Victor is bearing witness….what he sees and how he edits and makes his juxtapositions may go out of the realm of the mass media, but he is a straight out documentary photographer…the USE of his photographs or the perception of his work could appeal more to the sophisticated gallery crowd or be published by the more discerning book publishers, but he is still simply bearing witness…
most really great art/literature requires some work on the part of the viewer/reader…spoon feeding the viewer is just too too easy..too too pedantic…..i can get anyone to shoot an “easy to understand” essay in a day…doing something that allows the viewer to dig in a bit and think a bit is much more difficult…
i think i am correct in writing that you have been basically asking this same question for the last year or so…and i think i am also correct in writing that i have been TRYING to answer it all along…
i must be doing a very poor job!!! you said “why not just post a grey or white screen and let us all go to town on that?? c’mon Cathy c’mon….
cheers, david
CHRIS…
good points…so, i think it would be quite easy for Victor to make a few changes, add a few things, subtract a few things, and make it sing..isn’t that why we are here???
there have already been changes in Patricia’s piece…and there will soon be a re-edit of Panos….
i think the “final essay” will be whatever we put in print at the end of the year…all else is some version of “work in progress”….i think that is why the consensus was to keep essays open for comments…wasn’t that your idea amigo???
cheers, david
Dear Victor,
I have very enjoyed your works.
Your editing is very nice. :)))
Like Lao-tzu principles … letting nature be… leaving nature as it is…. nature itself remained intact.
Thank you very much.
JOE…
laughing!! yes, i would bet on the jaeger too!! god, is there anything worse than getting sick on jaeger??? (well, tequila not much better) anyway, i digress…damned dude, you draw different conclusions at different times for different reasons..but always thought provoking..cool…
cheers, david
KYUNGHEE LEE…
yes, yes, …YOU understand…you WOULD understand…with FEW words you say it all!!
hugs, david
;’)…i’ve wearied myself too…new resolution: words reserved only for family and work ;))…let them ring out like a bell..;))
BOB…
your words are always welcomed…that is, when you are ready and in the mood to write…what would Burn be without your comments?? nobody does the “wrap up” perspective better than thee…

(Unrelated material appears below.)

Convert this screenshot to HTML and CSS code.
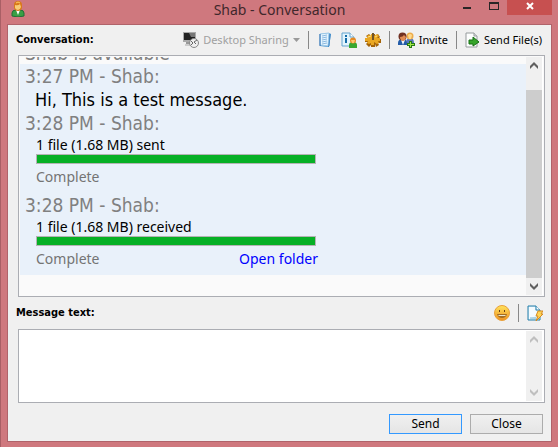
FILE: index.html
```html
<!DOCTYPE html>
<html lang="en">
<head>
<meta charset="utf-8">
<title>Shab - Conversation</title>
<link rel="stylesheet" href="styles.css">
</head>
<body>
<div class="window">
  <header class="titlebar">
    <svg class="app-icon" width="16" height="16" viewBox="0 0 16 16" aria-hidden="true">
      <path d="M2 15V12Q2 9 6 9H10Q14 9 14 12V15Q8 17 2 15Z" fill="#39a045" stroke="#216e37"/>
      <path d="M6 9L8 14L10 9Z" fill="#fff"/>
      <path d="M4 4Q4 0 8 0Q12 0 12 4V7Q11 10 8 10Q5 10 4 7Z" fill="#d9791a"/>
      <path d="M5 4Q8 5 10 3L11 6Q10 9 8 9Q6 9 5 7Z" fill="#f8cb76"/>
      <path d="M6 2Q8 0 10 2" fill="none" stroke="#ffca62"/>
    </svg>
    <h1 class="title">Shab - Conversation</h1>
    <div class="caption-buttons">
      <button class="caption" type="button" aria-label="Minimize"><svg width="10" height="12" viewBox="0 0 10 12"><path d="M1 8H9" stroke="#292526" stroke-width="2"/></svg></button>
      <button class="caption" type="button" aria-label="Maximize"><svg width="10" height="12" viewBox="0 0 10 12"><path d="M0 2H10V10H0ZM1 4V9H9V4Z" fill="#292526" fill-rule="evenodd"/></svg></button>
      <button class="caption caption-close" type="button" aria-label="Close window"><svg width="8" height="8" viewBox="0 0 8 8"><path d="M1 1L7 7M7 1L1 7" stroke="#fff" stroke-width="2"/></svg></button>
    </div>
  </header>
  <main class="client">
    <div class="toolbar">
      <h2 class="label">Conversation:</h2>
      <div class="tools">
        <button class="tool" type="button" disabled>
          <svg width="16" height="16" viewBox="0 0 16 16"><path d="M0 0H13V10H0Z" fill="#aaa"/><path d="M1 1H12V8H1Z" fill="#222"/><path d="M6 1H12V5H8Z" fill="#777"/><path d="M3 10H8V12H3Z" fill="#999"/><path d="M2 12H9V14H2Z" fill="#ccc"/><circle cx="11" cy="11" r="4.5" fill="#eee" stroke="#888"/><path d="M8 9L10 11L8 13M14 8L11 10L13 12" fill="none" stroke="#666"/></svg>
          <span>Desktop Sharing</span>
          <svg width="7" height="4" viewBox="0 0 7 4"><path d="M0 0H7L3.5 4Z" fill="#999"/></svg>
        </button>
        <span class="rule"></span>
        <button class="tool tool-icon" type="button" aria-label="History">
          <svg width="16" height="16" viewBox="0 0 16 16"><path d="M3 2L12 1L14 2L12 15L3 14Z" fill="#3889ca"/><path d="M3 2L12 1L11 14L3 13Z" fill="#e5f5ff" stroke="#9bc8e8"/><path d="M5 4L10 3M5 6L10 5M5 8L10 7M5 10L10 9M5 12L10 11" stroke="#8ab8df"/><path d="M2 3H4M2 5H4M2 7H4M2 9H4M2 11H4M2 13H4" stroke="#2467ab"/><path d="M13 2L12 14" stroke="#4c8fca"/></svg>
        </button>
        <button class="tool tool-icon" type="button" aria-label="Contact information">
          <svg width="16" height="16" viewBox="0 0 16 16"><path d="M1 1H9L13 5V14H1Z" fill="#e3f4fc" stroke="#65a4cf"/><path d="M9 1V5H13" fill="#fff" stroke="#65a4cf"/><path d="M4 3H6V5H4ZM4 6H6V11H4Z" fill="#146ca8"/><path d="M8 16V13Q8 10 12 10Q16 10 16 13V16Z" fill="#39a72f"/><circle cx="12" cy="8.5" r="3" fill="#e68a22"/><path d="M10 8H14L13 11H11Z" fill="#ffc66e"/></svg>
        </button>
        <button class="tool tool-icon" type="button" aria-label="Options">
          <svg width="16" height="16" viewBox="0 0 16 16"><path d="M6 2H10V4L13 2L15 5L13 7H16V11H13L14 13L11 15L10 12V15H6V13L4 15L1 12L3 10H0V6H3L1 4L4 2L6 4Z" fill="#a56408"/><path d="M6 2H9V4L12 2L14 4L12 6H15V9H13L14 11L12 12L9 10V13H6V11L4 12L2 11L3 9H0V6H3L2 4L4 3L6 4Z" fill="#eaa722"/><path d="M7 1H9V8H7Z" fill="#6e5329"/><path d="M3 5L6 4M10 5L12 4" stroke="#ffe077"/></svg>
        </button>
        <span class="rule"></span>
        <button class="tool" type="button">
          <svg width="17" height="16" viewBox="0 0 17 16"><path d="M8 11Q8 6 12 6Q16 6 16 11V13H8Z" fill="#5878bd"/><circle cx="12" cy="4" r="3.5" fill="#edac4b"/><path d="M10 3Q12 1 14 3L13 7H11Z" fill="#ffda8c"/><path d="M0 13V11Q0 7 5 7Q9 7 9 12V13Z" fill="#245ca8"/><path d="M3 8L5 13L7 8Z" fill="#f1f5fa"/><circle cx="4.5" cy="4.5" r="4" fill="#713122"/><path d="M2 5Q5 5 6 3L8 5Q7 9 5 9Q2 8 2 5Z" fill="#e18b54"/><path d="M11 9H14V11H17V14H14V16H11V14H9V11H11Z" fill="#287b15"/><path d="M12 10H13V12H16V13H13V15H12V13H10V12H12Z" fill="#a4e84a"/></svg>
          <span>Invite</span>
        </button>
        <span class="rule"></span>
        <button class="tool" type="button">
          <svg width="15" height="16" viewBox="0 0 15 16"><path d="M1 1H9L12 4V15H1Z" fill="#fcfdfd" stroke="#969b9d"/><path d="M9 1V4H12" fill="#ddd" stroke="#969b9d"/><path d="M4 8H8V5L14 10L8 14V12H4Z" fill="#36a42a" stroke="#187014"/></svg>
          <span>Send File(s)</span>
        </button>
      </div>
    </div>

    <section class="log" aria-label="Conversation">
      <div class="log-view">
        <p class="status">Shab is available</p>
        <article class="message">
          <h3 class="sender">3:27 PM - Shab:</h3>
          <p class="text">Hi, This is a test message.</p>
        </article>
        <article class="message">
          <h3 class="sender">3:28 PM - Shab:</h3>
          <div class="transfer">
            <p class="file">1 file (1.68 MB) sent</p>
            <div class="bar" role="progressbar" aria-valuenow="100" aria-label="File sent"></div>
            <div class="result"><span>Complete</span></div>
          </div>
        </article>
        <article class="message">
          <h3 class="sender">3:28 PM - Shab:</h3>
          <div class="transfer">
            <p class="file">1 file (1.68 MB) received</p>
            <div class="bar" role="progressbar" aria-valuenow="100" aria-label="File received"></div>
            <div class="result"><span>Complete</span><a href="#">Open folder</a></div>
          </div>
        </article>
      </div>
      <div class="scroll">
        <button class="arrow" type="button" aria-label="Scroll up"><svg width="8" height="7" viewBox="0 0 8 7"><path d="M0 4L4 0L8 4V7L4 3L0 7Z" fill="currentColor"/></svg></button>
        <span class="thumb"></span>
        <button class="arrow" type="button" aria-label="Scroll down"><svg width="8" height="7" viewBox="0 0 8 7"><path d="M0 0L4 4L8 0V3L4 7L0 3Z" fill="currentColor"/></svg></button>
      </div>
    </section>

    <div class="compose-bar">
      <label class="label" for="message">Message text:</label>
      <div class="tools compose-tools">
        <button class="tool tool-icon" type="button" aria-label="Insert emoticon">
          <svg width="16" height="16" viewBox="0 0 16 16"><defs><linearGradient id="face" x2="0" y2="1"><stop stop-color="#ffe45c"/><stop offset="1" stop-color="#ee9021"/></linearGradient></defs><circle cx="8" cy="8" r="7.5" fill="url(#face)" stroke="#e9a13a"/><path d="M5 5H6V7H5ZM10 5H11V7H10Z" fill="#653e16"/><path d="M3 9H13Q12 13 8 13Q4 13 3 9Z" fill="#a56d22"/><path d="M4 10H12L11 11H5Z" fill="#eee6c8"/></svg>
        </button>
        <span class="rule"></span>
        <button class="tool tool-icon" type="button" aria-label="Quick message">
          <svg width="16" height="16" viewBox="0 0 16 16"><path d="M1 1H9L13 5V15H1Z" fill="#d6edf7" stroke="#247eaa"/><path d="M2 2H8V6H12V10L2 14Z" fill="#f4fbff"/><path d="M9 1V5H13" fill="#fff" stroke="#247eaa"/><path d="M3 13H9" stroke="#7bb8d6"/><path d="M11 6H16L14 9H16L9 16L11 11H9Z" fill="#ffd557" stroke="#d58b22"/></svg>
        </button>
      </div>
    </div>

    <div class="editor">
      <textarea id="message" class="input"></textarea>
      <div class="scroll scroll-idle">
        <button class="arrow" type="button" aria-label="Scroll message up" disabled><svg width="8" height="7" viewBox="0 0 8 7"><path d="M0 4L4 0L8 4V7L4 3L0 7Z" fill="currentColor"/></svg></button>
        <button class="arrow" type="button" aria-label="Scroll message down" disabled><svg width="8" height="7" viewBox="0 0 8 7"><path d="M0 0L4 4L8 0V3L4 7L0 3Z" fill="currentColor"/></svg></button>
      </div>
    </div>

    <footer class="actions">
      <button class="push push-default" type="button">Send</button>
      <button class="push" type="button">Close</button>
    </footer>
  </main>
</div>
</body>
</html>
```
FILE: styles.css
```css
* { box-sizing: border-box; }

body {
  margin: 0;
  font: 12px/16px "Noto Sans", Tahoma, sans-serif;
  color: #000;
}

h1, h2, h3, p { margin: 0; font-weight: normal; }

button {
  padding: 0;
  border: 0;
  background: none;
  font: inherit;
  color: inherit;
}

svg { display: block; flex: none; }

.window {
  display: flex;
  flex-direction: column;
  height: 100vh;
  padding: 0 6px 5px;
  border-left: 1px solid #a95f65;
  background: #cf787e;
}

.titlebar {
  display: grid;
  grid-template-columns: 1fr auto 1fr;
  align-items: start;
  height: 24px;
}

.app-icon { margin: 1px 0 0 3px; }

.title {
  font: 14px/20px "Noto Sans", sans-serif;
  color: #40272b;
}

.caption-buttons { display: flex; justify-content: flex-end; }

.caption {
  display: flex;
  align-items: center;
  justify-content: center;
  width: 27px;
  height: 12px;
}

.caption-close { width: 45px; height: 15px; background: #c75050; padding-bottom: 4px; }

.client {
  flex: 1;
  min-height: 0;
  display: flex;
  flex-direction: column;
  border: 1px solid #b0636a;
  background: #f0f0f0;
  padding: 0 6px 7px 8px;
}

.toolbar, .compose-bar {
  display: flex;
  flex: none;
  align-items: center;
  justify-content: space-between;
}

.toolbar { height: 30px; }
.compose-bar { height: 32px; }

.label { font: bold 11px/16px "DejaVu Sans Condensed", Tahoma, sans-serif; }

.tools { display: flex; align-items: center; gap: 8px; padding-right: 3px; }
.compose-tools { padding-right: 2px; }

.tool { display: flex; align-items: center; gap: 4px; font-size: 11px; white-space: nowrap; }
.tool:disabled { color: #a0a0a0; }

.rule { width: 1px; height: 18px; background: #888; }

.log, .editor {
  display: flex;
  margin: 0 0 0 2px;
  border: 1px solid #abadb3;
  background: #fff;
  padding: 1px;
}

.log { flex: 1 1 0; min-height: 0; background: #fafafa; }

.log-view {
  flex: 1;
  display: flex;
  flex-direction: column;
  justify-content: flex-end;
  overflow: hidden;
  padding-bottom: 20px;
}

.status, .sender, .text {
  font-family: "DejaVu Sans Condensed", Tahoma, sans-serif;
  font-size: 19px;
  line-height: 25px;
}

.status, .sender { padding-left: 5px; color: #808080; }
.status { line-height: 22px; }
.text { padding-left: 15px; font-size: 18px; line-height: 22px; }

.message { flex: none; background: #e9f1fa; }

.transfer { width: 298px; padding-left: 16px; font-size: 14px; }
.file { line-height: 18px; }

.bar {
  height: 10px;
  margin-right: 2px;
  border: 1px solid #b4b4b4;
  background: #06b025;
}

.result {
  display: flex;
  justify-content: space-between;
  height: 29px;
  line-height: 26px;
  color: #747474;
}

.result a { color: #00f; text-decoration: none; }

.scroll {
  display: flex;
  flex-direction: column;
  width: 17px;
  background: #f0f0f0;
  border-right: 1px solid #fff;
  color: #606060;
}

.scroll-idle { justify-content: space-between; color: #bfbfbf; }

.arrow {
  display: flex;
  align-items: center;
  justify-content: center;
  height: 17px;
}

.thumb { flex: 1; margin-top: 16px; background: #cdcdcd; }

.editor { flex: none; height: 74px; }

.input {
  flex: 1;
  border: 0;
  padding: 2px;
  resize: none;
  outline: 0;
  background: #fff;
  font: inherit;
}

.actions {
  display: flex;
  flex: none;
  justify-content: flex-end;
  gap: 8px;
  padding: 11px 2px 0 0;
}

.push {
  width: 73px;
  height: 20px;
  border: 1px solid #acacac;
  background: linear-gradient(#f0f0f0, #e5e5e5);
}

.push-default { border-color: #3399ff; }
```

your photographs, your essay will run this week…Bones of Time will say it all for Bob Black…
cheers, david
david….no rush…no worries…what i feel is just a balance…how to give over words, and make sure they’re there for the work…the work that feeds my family ;))…and enriches our lives…keep the priorities in check….but, i have no worries, just measuring how/when i write, , book inside….hugs….b
BOB….
yes, book inside!! this is our next step….
cheers, david
I wish I could bat this stuff out like Bob does. If I waited to get in the mood to write, I’d never write anything.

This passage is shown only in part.